Sunday evening, 60 Minutes correspondent Bill Whitaker went to Columbus, Ohio, to understand America's heroin epidemic. The drug is becoming cheaper and easier to get, he argues, and its stigma is vanishing. But his reporting places much of the blame for the addictions and deaths he documents on opioid pain pills. People become addicted to the pills, and than switch to heroin because it is cheaper.
“I graduated in the 80s,” Tracy Morrison, a nurse, tells the newsmagazine. “I was a nursing director when we decided to swing the pendulum from not treating pain to treat everybody's pain. I was a part of that. And at that time, I had no idea that we were addicting people.”
Now Tracy has two daughters who are both addicts. One of them, Jenna, talks to 60 Minutes, saying she started on pain pills at 15 or 16 and progressed to heroin when she was 18. Eventually, she overdosed and almost died. But Whitaker finds more damning anecdotes. He talks to parents whose teenage children became addicted to opiates that were originally prescribed to them by their doctors. Tyler Campbell, for instance, was a high school football star. His parents said he became addicted to opiates after his doctor prescribed him 60 Vicodin for a shoulder surgery. (Vicodin and generic versions of it were, incidentally, the most prescribed medicine in the U.S. every year between 2009 and 2012.)

Some people are obviously becoming addicted to drugs like Oxycontin and Vicodin because they abuse them, without ever needing to take them for pain. And some are starting heroin because it is cheap, because the stigma that it once had is decreasing, and because it can be smoked or snorted, instead of injected, making it easier to use it at a party. And we should always be suspicious of the narrative 60 Minutes adopts here, that a drug that was once used by “other people” is now being used by “people like us,” or, as one of 60 Minutes’ telegenic subjects puts it, “even Miss America could be a junkie.”

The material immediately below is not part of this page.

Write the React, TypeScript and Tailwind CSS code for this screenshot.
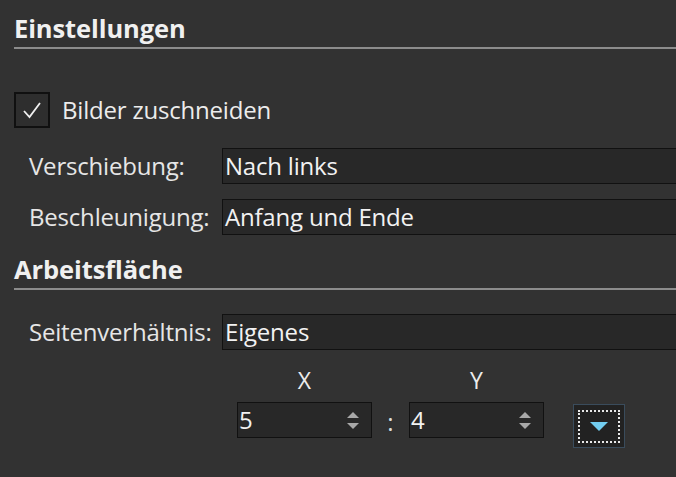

And some people do need these drugs because of pain. “What about those POOR SOULS who need Pain KILLERS, but now cannot get them,” writes commenter CESNNEWYORK on CBS’ site. “I have had to SUFFER with [a] knee that needs to be replaced, but because DOCTORS are not ready issue these meds I have to SUFFER.”


The flip side of this pain and suffering is that prescription pain pills cause 16,000 deaths a year in the U.S., not counting those caused by heroin. How to we balance the benefit of these drugs against that clear risk? A terrifying letter published in The New England Journal of Medicine last week showed that even as the abuse of pain drugs like Oxycontin, Percocet, and Vicodin seems to have dropped off, it has been replaced by the use of heroin. Do we view that as the overuse (and marketing) of opioid pills causing heroin use, or as restrictions on needed drugs causing an increase in heroin use? Is it both?
Andrew Kolodny, the chief medical officer of addiction treatment facility Phoenix House, argued to me over email that those who switch to heroin may be better off than those who don’t. He says that older people who become addicted to painkillers have less trouble getting pills from doctors than teenagers, and that they are more likely to overdose than those who switch to heroin.